STEP 2: Electrons near the top of the valence band behave like they have negative mass.

EXPLANATION: The dispersion relation near the top of the valence band is $E=\frac{\hbar^2k^2}{2m^*}$ with negative effective mass. So electrons near the top of the valence band behave like they have negative mass. When a force pulls the electrons to the right, these electrons actually move left!! I want to emphasize again that this is solely due to Fact (2) above, not Fact (1). If you could somehow empty out the valence band and just put one electron near the valence band maximum (an unstable situation of course), this electron would really move the "wrong way" in response to forces.

STEP 3: What is a hole, and why does it carry positive charge?

EXPLANATION: Here we're finally invoking Fact (1). A hole is a state without an electron in an otherwise-almost-full valence band. Since a full valence band doesn't do anything (can't carry current), we can calculate currents by starting with a full valence band and subtracting the motion of the electrons that would be in the hole state if it wasn't a hole. Subtracting the current from a negative charge moving is the same as adding the current from a positive charge moving on the same path.

STEP 4: A hole near the top of the valence band move the same way as an electron near the top of the valence band would move.

EXPLANATION: This is blindingly obvious from the definition of a hole. But many people deny it anyway, with the "parking lot example". In a parking lot, it is true, when a car moves right, an empty space moves left. But electrons are not in a parking lot. A better analogy is a bubble underwater in a river: The bubble moves the same direction as the water, not opposite.

STEP 5: Put it all together. From Steps 2 and 4, a hole responds to electromagnetic forces in the exact opposite direction that a normal electron would. But wait, that's the same response as it would have if it were a normal particle with positive charge. Also, from Step 3, a hole in fact carries a positive charge. So to sum up, holes (A) carry a positive charge, and (B) respond to electric and magnetic fields as if they have a positive charge. That explains why we can completely treat them as real mobile positive charges in their response to both electric and magnetic fields. So it's no surprise that the Hall effect can show the signs of mobile positive charges.

Answer 2

"...why would this hole behave in a magnetic field as if it were positive?"

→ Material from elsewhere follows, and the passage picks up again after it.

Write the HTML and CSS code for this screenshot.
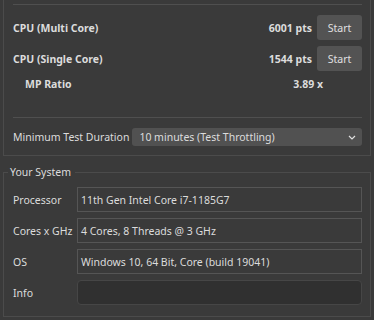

You are correct that a positively charged hole is nothing but a lack of an electron. It is positively charged because there is a proton in that atom that does not have an electron to balance its charge. Holes move around by having an electron cross the hole to get to the other side. For example. A hole is located at 200 Elm Street. There is no house there. Just an empty lot. The house from 198 Elm street is moved onto the 200 lot. A house has moved to the right and a hole has moved to the left. This is how a hole behaves in a magnetic field as if it were positive.

Answer 3

Steve Byrnes has already explained very clearly in his great answer why we can treat holes as if they were real positive charge carriers. From this it is clear that if we have holes near the top of the valence band and an empty conductance band, we get a Hall voltage which is opposite to normal metals. However, what still left me puzzled for a moment is that in this scenario, microscopically, it is in fact only electrons in the valence band which flow. So we should be able to explain the positive Hall voltage without referring to the "positive hole" picture. Since $\vec{F} = q \vec{v} \times \vec{B} = (-q) (-\vec{v}) \times \vec{B}$ has the same sign for right-moving positive holes as it has for left-moving electrons, it seems like they should get deflected in the same direction, which would give contradicting results for the sign of the Hall voltage.

The solution to this is that, as highlighted by Steve Byrnes, electrons near the top of the valence band have negative effective mass. So while the force $\vec{F}$ is the same for the holes and for the electrons, this is not the case for the acceleration $\vec{a} = \vec{F} / m_\text{eff}$. Since $m_\text{eff}$ is positive for the holes, while it is negative for the electrons, they move into opposite directions so that the resulting Hall voltage is the same in both descriptions as it should be.

Also, a hole is created if an electron is excited into the conductance band. If there is always the same numbers of holes as electrons, how can any Hall effect ever occur?

This is only true for an intrinsic semiconductor. In this case, the Hall voltage would indeed always vanish if electrons and holes had the same mobility. However, in real systems they usually have different mobilities, so that one measures a finite Hall voltage also for intrinsic semiconductors. For a more elaborate answer see Hall effect with similar positive and negative carriers?.